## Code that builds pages
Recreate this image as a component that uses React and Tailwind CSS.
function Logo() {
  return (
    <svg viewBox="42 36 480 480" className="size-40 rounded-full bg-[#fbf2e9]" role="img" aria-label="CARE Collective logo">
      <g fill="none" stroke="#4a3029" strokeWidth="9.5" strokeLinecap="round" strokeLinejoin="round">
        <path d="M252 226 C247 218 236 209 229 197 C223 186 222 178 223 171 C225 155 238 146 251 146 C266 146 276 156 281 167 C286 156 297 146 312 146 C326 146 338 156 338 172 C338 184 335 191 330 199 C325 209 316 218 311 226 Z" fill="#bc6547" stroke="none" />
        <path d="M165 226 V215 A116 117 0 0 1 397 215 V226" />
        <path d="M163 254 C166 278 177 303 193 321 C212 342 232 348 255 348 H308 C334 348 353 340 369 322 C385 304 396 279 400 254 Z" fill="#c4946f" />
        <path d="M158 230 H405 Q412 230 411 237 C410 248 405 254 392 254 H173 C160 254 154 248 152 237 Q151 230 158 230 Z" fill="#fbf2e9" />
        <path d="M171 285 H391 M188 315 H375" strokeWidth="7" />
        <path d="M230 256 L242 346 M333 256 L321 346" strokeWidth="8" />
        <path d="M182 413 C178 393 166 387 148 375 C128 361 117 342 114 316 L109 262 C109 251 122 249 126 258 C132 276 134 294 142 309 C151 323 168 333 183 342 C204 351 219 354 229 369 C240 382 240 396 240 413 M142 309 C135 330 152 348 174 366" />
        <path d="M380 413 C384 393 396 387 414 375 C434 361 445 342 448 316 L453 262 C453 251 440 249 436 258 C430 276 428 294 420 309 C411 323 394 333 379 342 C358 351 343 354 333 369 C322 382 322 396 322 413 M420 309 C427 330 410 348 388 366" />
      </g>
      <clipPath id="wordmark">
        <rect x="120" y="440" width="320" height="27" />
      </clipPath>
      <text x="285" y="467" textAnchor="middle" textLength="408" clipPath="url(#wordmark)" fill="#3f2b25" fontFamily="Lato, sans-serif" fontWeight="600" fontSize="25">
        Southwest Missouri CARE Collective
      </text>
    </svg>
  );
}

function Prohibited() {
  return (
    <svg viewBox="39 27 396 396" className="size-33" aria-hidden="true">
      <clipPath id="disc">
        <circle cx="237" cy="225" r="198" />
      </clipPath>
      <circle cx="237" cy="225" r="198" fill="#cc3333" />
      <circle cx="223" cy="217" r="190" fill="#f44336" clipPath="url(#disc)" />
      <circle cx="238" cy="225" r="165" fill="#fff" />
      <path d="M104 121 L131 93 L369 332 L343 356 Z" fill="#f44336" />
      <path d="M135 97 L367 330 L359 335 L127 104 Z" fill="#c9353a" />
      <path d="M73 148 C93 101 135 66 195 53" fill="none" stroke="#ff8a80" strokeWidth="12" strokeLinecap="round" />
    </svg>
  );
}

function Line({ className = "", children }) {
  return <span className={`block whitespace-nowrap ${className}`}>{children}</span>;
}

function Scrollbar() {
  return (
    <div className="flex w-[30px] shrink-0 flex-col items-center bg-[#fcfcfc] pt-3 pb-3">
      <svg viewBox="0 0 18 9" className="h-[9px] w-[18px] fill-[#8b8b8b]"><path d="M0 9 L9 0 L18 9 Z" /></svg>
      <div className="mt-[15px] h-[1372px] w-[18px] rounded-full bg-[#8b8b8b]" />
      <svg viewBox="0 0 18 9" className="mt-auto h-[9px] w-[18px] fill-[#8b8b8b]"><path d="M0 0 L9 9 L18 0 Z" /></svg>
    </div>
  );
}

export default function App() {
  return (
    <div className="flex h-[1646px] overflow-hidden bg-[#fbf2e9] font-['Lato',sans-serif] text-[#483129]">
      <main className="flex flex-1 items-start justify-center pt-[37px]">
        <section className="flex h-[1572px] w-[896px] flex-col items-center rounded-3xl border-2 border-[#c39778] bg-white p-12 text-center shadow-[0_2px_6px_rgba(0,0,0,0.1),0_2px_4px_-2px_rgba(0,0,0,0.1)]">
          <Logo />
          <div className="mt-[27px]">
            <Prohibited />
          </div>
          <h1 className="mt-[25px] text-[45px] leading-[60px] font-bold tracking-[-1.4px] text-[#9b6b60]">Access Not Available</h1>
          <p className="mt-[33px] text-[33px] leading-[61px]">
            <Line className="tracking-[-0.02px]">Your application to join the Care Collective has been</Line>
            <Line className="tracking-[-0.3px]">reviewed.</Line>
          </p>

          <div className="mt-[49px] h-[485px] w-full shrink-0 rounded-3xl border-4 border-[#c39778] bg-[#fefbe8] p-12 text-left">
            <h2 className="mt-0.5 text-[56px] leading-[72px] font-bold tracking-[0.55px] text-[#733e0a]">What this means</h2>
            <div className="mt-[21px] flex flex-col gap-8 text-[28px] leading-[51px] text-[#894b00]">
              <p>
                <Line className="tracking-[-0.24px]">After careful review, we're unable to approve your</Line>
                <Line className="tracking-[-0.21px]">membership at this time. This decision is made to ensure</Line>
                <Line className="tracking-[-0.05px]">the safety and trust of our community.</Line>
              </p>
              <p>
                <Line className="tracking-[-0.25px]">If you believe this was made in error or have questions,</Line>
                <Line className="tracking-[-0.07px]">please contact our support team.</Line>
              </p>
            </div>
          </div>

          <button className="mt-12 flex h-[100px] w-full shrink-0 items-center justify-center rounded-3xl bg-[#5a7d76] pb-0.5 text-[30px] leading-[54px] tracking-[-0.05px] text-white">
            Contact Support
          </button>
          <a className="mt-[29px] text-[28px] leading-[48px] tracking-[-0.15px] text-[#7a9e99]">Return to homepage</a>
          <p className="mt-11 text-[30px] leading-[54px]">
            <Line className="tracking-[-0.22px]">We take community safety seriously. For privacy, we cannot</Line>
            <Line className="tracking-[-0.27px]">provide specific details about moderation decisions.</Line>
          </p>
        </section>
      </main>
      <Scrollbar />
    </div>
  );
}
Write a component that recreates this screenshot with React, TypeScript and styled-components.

## Objective
Retype the listing above in full, with no alterations.

## Finished answer
Recreate this image as a component that uses React and Tailwind CSS.
function Logo() {
  return (
    <svg viewBox="42 36 480 480" className="size-40 rounded-full bg-[#fbf2e9]" role="img" aria-label="CARE Collective logo">
      <g fill="none" stroke="#4a3029" strokeWidth="9.5" strokeLinecap="round" strokeLinejoin="round">
        <path d="M252 226 C247 218 236 209 229 197 C223 186 222 178 223 171 C225 155 238 146 251 146 C266 146 276 156 281 167 C286 156 297 146 312 146 C326 146 338 156 338 172 C338 184 335 191 330 199 C325 209 316 218 311 226 Z" fill="#bc6547" stroke="none" />
        <path d="M165 226 V215 A116 117 0 0 1 397 215 V226" />
        <path d="M163 254 C166 278 177 303 193 321 C212 342 232 348 255 348 H308 C334 348 353 340 369 322 C385 304 396 279 400 254 Z" fill="#c4946f" />
        <path d="M158 230 H405 Q412 230 411 237 C410 248 405 254 392 254 H173 C160 254 154 248 152 237 Q151 230 158 230 Z" fill="#fbf2e9" />
        <path d="M171 285 H391 M188 315 H375" strokeWidth="7" />
        <path d="M230 256 L242 346 M333 256 L321 346" strokeWidth="8" />
        <path d="M182 413 C178 393 166 387 148 375 C128 361 117 342 114 316 L109 262 C109 251 122 249 126 258 C132 276 134 294 142 309 C151 323 168 333 183 342 C204 351 219 354 229 369 C240 382 240 396 240 413 M142 309 C135 330 152 348 174 366" />
        <path d="M380 413 C384 393 396 387 414 375 C434 361 445 342 448 316 L453 262 C453 251 440 249 436 258 C430 276 428 294 420 309 C411 323 394 333 379 342 C358 351 343 354 333 369 C322 382 322 396 322 413 M420 309 C427 330 410 348 388 366" />
      </g>
      <clipPath id="wordmark">
        <rect x="120" y="440" width="320" height="27" />
      </clipPath>
      <text x="285" y="467" textAnchor="middle" textLength="408" clipPath="url(#wordmark)" fill="#3f2b25" fontFamily="Lato, sans-serif" fontWeight="600" fontSize="25">
        Southwest Missouri CARE Collective
      </text>
    </svg>
  );
}

function Prohibited() {
  return (
    <svg viewBox="39 27 396 396" className="size-33" aria-hidden="true">
      <clipPath id="disc">
        <circle cx="237" cy="225" r="198" />
      </clipPath>
      <circle cx="237" cy="225" r="198" fill="#cc3333" />
      <circle cx="223" cy="217" r="190" fill="#f44336" clipPath="url(#disc)" />
      <circle cx="238" cy="225" r="165" fill="#fff" />
      <path d="M104 121 L131 93 L369 332 L343 356 Z" fill="#f44336" />
      <path d="M135 97 L367 330 L359 335 L127 104 Z" fill="#c9353a" />
      <path d="M73 148 C93 101 135 66 195 53" fill="none" stroke="#ff8a80" strokeWidth="12" strokeLinecap="round" />
    </svg>
  );
}

function Line({ className = "", children }) {
  return <span className={`block whitespace-nowrap ${className}`}>{children}</span>;
}

function Scrollbar() {
  return (
    <div className="flex w-[30px] shrink-0 flex-col items-center bg-[#fcfcfc] pt-3 pb-3">
      <svg viewBox="0 0 18 9" className="h-[9px] w-[18px] fill-[#8b8b8b]"><path d="M0 9 L9 0 L18 9 Z" /></svg>
      <div className="mt-[15px] h-[1372px] w-[18px] rounded-full bg-[#8b8b8b]" />
      <svg viewBox="0 0 18 9" className="mt-auto h-[9px] w-[18px] fill-[#8b8b8b]"><path d="M0 0 L9 9 L18 0 Z" /></svg>
    </div>
  );
}

export default function App() {
  return (
    <div className="flex h-[1646px] overflow-hidden bg-[#fbf2e9] font-['Lato',sans-serif] text-[#483129]">
      <main className="flex flex-1 items-start justify-center pt-[37px]">
        <section className="flex h-[1572px] w-[896px] flex-col items-center rounded-3xl border-2 border-[#c39778] bg-white p-12 text-center shadow-[0_2px_6px_rgba(0,0,0,0.1),0_2px_4px_-2px_rgba(0,0,0,0.1)]">
          <Logo />
          <div className="mt-[27px]">
            <Prohibited />
          </div>
          <h1 className="mt-[25px] text-[45px] leading-[60px] font-bold tracking-[-1.4px] text-[#9b6b60]">Access Not Available</h1>
          <p className="mt-[33px] text-[33px] leading-[61px]">
            <Line className="tracking-[-0.02px]">Your application to join the Care Collective has been</Line>
            <Line className="tracking-[-0.3px]">reviewed.</Line>
          </p>

          <div className="mt-[49px] h-[485px] w-full shrink-0 rounded-3xl border-4 border-[#c39778] bg-[#fefbe8] p-12 text-left">
            <h2 className="mt-0.5 text-[56px] leading-[72px] font-bold tracking-[0.55px] text-[#733e0a]">What this means</h2>
            <div className="mt-[21px] flex flex-col gap-8 text-[28px] leading-[51px] text-[#894b00]">
              <p>
                <Line className="tracking-[-0.24px]">After careful review, we're unable to approve your</Line>
                <Line className="tracking-[-0.21px]">membership at this time. This decision is made to ensure</Line>
                <Line className="tracking-[-0.05px]">the safety and trust of our community.</Line>
              </p>
              <p>
                <Line className="tracking-[-0.25px]">If you believe this was made in error or have questions,</Line>
                <Line className="tracking-[-0.07px]">please contact our support team.</Line>
              </p>
            </div>
          </div>

          <button className="mt-12 flex h-[100px] w-full shrink-0 items-center justify-center rounded-3xl bg-[#5a7d76] pb-0.5 text-[30px] leading-[54px] tracking-[-0.05px] text-white">
            Contact Support
          </button>
          <a className="mt-[29px] text-[28px] leading-[48px] tracking-[-0.15px] text-[#7a9e99]">Return to homepage</a>
          <p className="mt-11 text-[30px] leading-[54px]">
            <Line className="tracking-[-0.22px]">We take community safety seriously. For privacy, we cannot</Line>
            <Line className="tracking-[-0.27px]">provide specific details about moderation decisions.</Line>
          </p>
        </section>
      </main>
      <Scrollbar />
    </div>
  );
}
Write a component that recreates this screenshot with React, TypeScript and styled-components.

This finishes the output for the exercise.